10. Section Granulares (O. Lang) Kük.
Plants monoecious, with or without
well-developed rhizomes, forming tufts, clumps, or loose colonies of tufts,
sometimes developing late in the growing season. Vegetative stems absent or
reduced to basal rosettes of leaves. Flowering stems erect to ascending,
glabrous. Leaves basal or mostly on the basal half of the stems, glabrous, all
with light green leaf blades. Leaf sheaths with the tip shallowly convex to
concave, sometimes extended past the insertion point of the blade, the ligule
as long as or longer than wide and V-shaped, the ventral side papery and white
or thicker and yellowish brown.
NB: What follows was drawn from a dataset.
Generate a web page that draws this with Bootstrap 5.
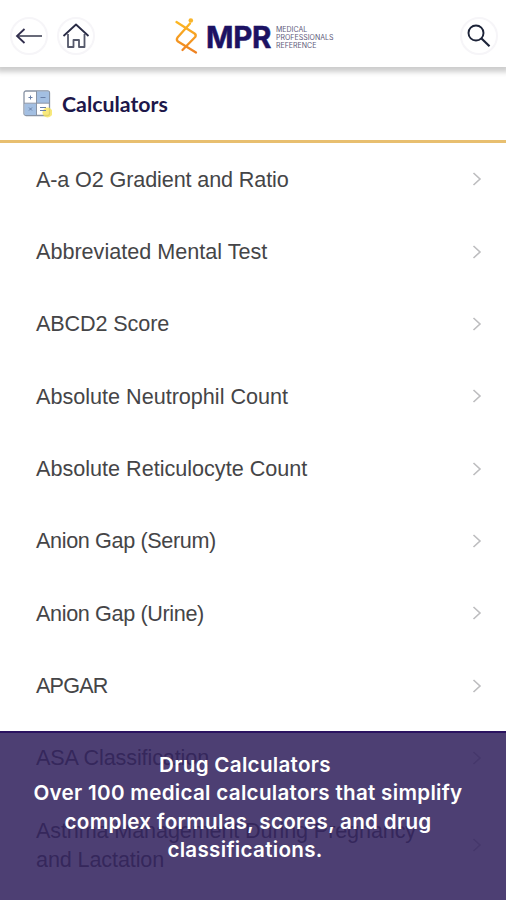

Spikes 3–6 per stem, the bracts leaflike, with
well-developed sheaths. Terminal spike staminate, linear to narrowly
oblanceolate in outline. Staminate scales oblong-obovate, reddish brown with
green midrib and tan to white margins. Lateral spikes pistillate, the uppermost
sometimes with a few staminate flowers at the tip, mostly loosely spaced along
the stem, ascending, ovate to narrowly oblong-elliptic in outline, with 10 to
numerous perigynia. Perigynia ascending to spreading, somewhat inflated and
loosely enveloping the fruits, very obscurely trigonous to more commonly nearly
circular in cross-section, broadest at or below the middle, the sides rounded,
with numerous raised nerves, beakless or with a short, smooth beak at the tip,
rounded at the base, the surface smooth, green to brown, not pale or glaucous.
Styles withering during fruit development, jointed to the main body of the
fruit, which is not or minutely beaked at maturity. Stigmas 3. Fruits obovate
in outline, trigonous in cross-section with concave to flat sides, yellowish
brown to brown. Five species, North America, Central America.